Mas ao mesmo tempo, o mesmo nome "trans" significa uma bandeira que não deve ceder ao movimento feminista em sua mais profunda expressão. Porque somos pessoas que visivelmente temos transitado de uma condição ainda pior, mais opressora, a clandestinidade, até está muito mais tranqüila. Nos temos liberado. Somos mulheres que tivemos que ser reconhecidas ou nacionalizadas. Somos um paradigma da condição humana que todos podem ver. Pessoas em processo, em transição. Pessoas trans. E este direito à mudança social liberadora, ao não essencialismo, é o que reivindica o feminismo para todo ser humano.
Nós fazemos uma transição dentro do sistema sexo-gênero. Ao fazê-la, nós demonstramos a nós mesmas que esse sistema não significa um condicionamento inexorável das pessoas - e demonstramos a todos que nos olhem. Em outras palavras, provamos que uma mesma pessoa pode aceitar uns ou outros condicionamentos sexogenéricos; emerge a condição de pessoa, a condição da consciência, como independente, distinta, superior a essa classe de condicionamentos. Nós não ficamos a vontade como pessoas condicionadas masculinamente; preferimos nos condicionarmos femininamente até onde podemos, e até onde nossas técnicas e também nossas estruturas sociais e culturais podem. Há talvez também algum fator biótico que nos tem predisposto mais ou menos a tudo isto, mas há sobretudo um fator de vontade. Não éramos trans só no secreto de nossas almas; temos combatido (talvez fracassado) por ser trans aos olhos de todos, e este passo triunfante ou doente do pensamento de fato tem, portanto, um significado social.

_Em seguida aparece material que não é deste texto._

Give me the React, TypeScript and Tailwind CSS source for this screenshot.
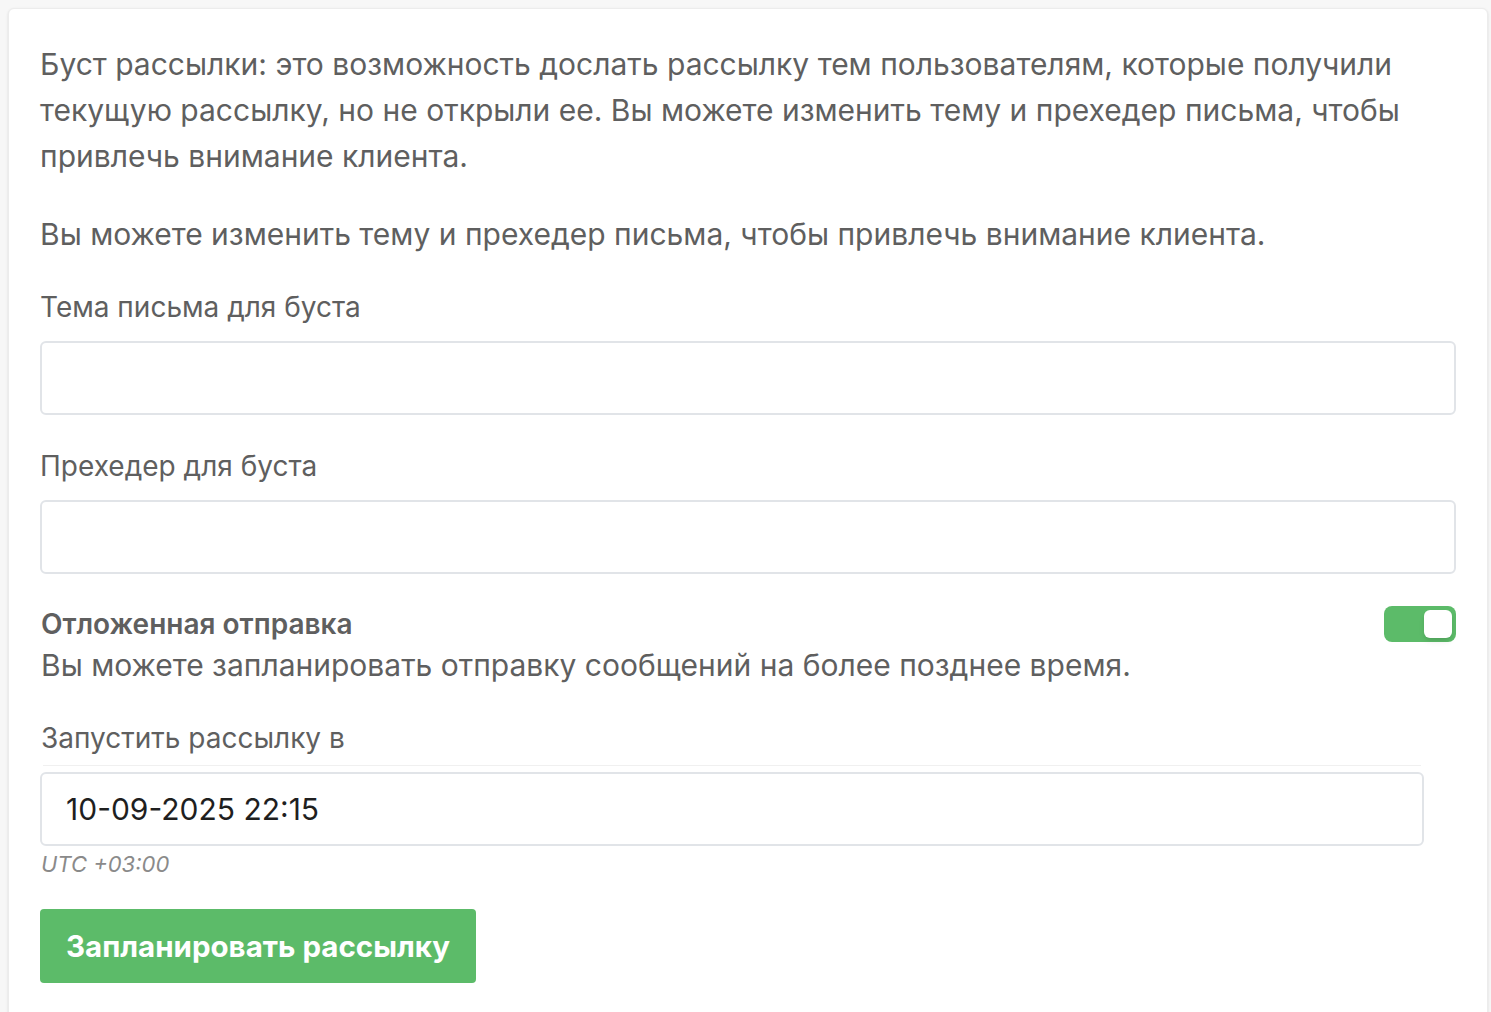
import React from "react"

const font = { fontFamily: "Inter, 'Noto Sans', sans-serif" }

const Field = ({ label }: { label: string }) => (
  <div className="flex flex-col">
    <label className="text-[28px] leading-[46px] text-[#5f5f5f]">{label}</label>
    <input
      type="text"
      className="mt-[11px] h-[74px] w-full rounded-md border-2 border-[#e1e4e8] bg-white px-6 text-[28px] outline-none"
    />
  </div>
)

const App = () => {
  return (
    <div style={font} className="min-h-screen bg-[#f7f7f7] pl-2 pr-[3px] pt-2">
      <div className="min-h-[1010px] rounded-md border border-[#ececec] bg-white pl-[31px] pr-[31px] pt-8 shadow-sm">
        <p className="text-[30px] leading-[46px] text-[#5f5f5f]">
          Буст рассылки: это возможность дослать рассылку тем пользователям, которые получили
          текущую рассылку, но не открыли ее. Вы можете изменить тему и прехедер письма, чтобы
          привлечь внимание клиента.
        </p>
        <p className="mt-8 text-[30px] leading-[46px] text-[#5f5f5f]">
          Вы можете изменить тему и прехедер письма, чтобы привлечь внимание клиента.
        </p>

        <div className="mt-[27px] flex flex-col gap-[28px]">
          <Field label="Тема письма для буста" />
          <Field label="Прехедер для буста" />
        </div>

        <div className="mt-[30px] flex h-[40px] items-center justify-between">
          <span className="pl-px text-[28px] font-semibold text-[#5f5f5f]">Отложенная отправка</span>
          <button className="flex h-[36px] w-[72px] items-center justify-end rounded-lg bg-[#5cbb69] p-1">
            <span className="h-[28px] w-[28px] rounded-md bg-white shadow-md" />
          </button>
        </div>
        <p className="pl-px text-[30px] leading-[42px] text-[#5f5f5f]">
          Вы можете запланировать отправку сообщений на более позднее время.
        </p>

        <div className="mt-[29px] w-[1384px]">
          <label className="block pl-px text-[28px] leading-[46px] text-[#5f5f5f]">Запустить рассылку в</label>
          <div className="mx-[3px] mt-[4px] border-t border-[#f0f0f0] pt-[6px]" />
          <div className="flex h-[74px] items-center rounded-md border-2 border-[#e1e4e8] px-6 text-[30px] text-[#1f1f1f]">
            10-09-2025 22:15
          </div>
          <p className="mt-[5px] pl-px text-[22px] italic leading-[26px] text-[#8a8a8a]">UTC +03:00</p>
        </div>

        <button className="mt-[32px] h-[74px] rounded bg-[#5cbb69] px-[26px] text-[29.5px] font-bold text-white">
          Запланировать рассылку
        </button>
      </div>
    </div>
  )
}

export default App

O trans, na palavra transfeminismo, pode sugerir nosso estilo especial, nossas associações próprias. O mesmo que se pode falar do feminismo de outros grupos singularizados. Simultáneamente, estou segura de que as aspirações últimas do transfeminismo não podem ser distintas das do feminismo, ainda que as imediatas possam ser diferentes, porque o feminismo é essencialmente um movimento pelo ser humano, protagonizado por algumas mulheres mas que pode ser também obra de qualquer que se defina como pessoa, e cujas consequências estão sendo não só o bem prático de todas as mulheres, mas sim o de todas as pessoas.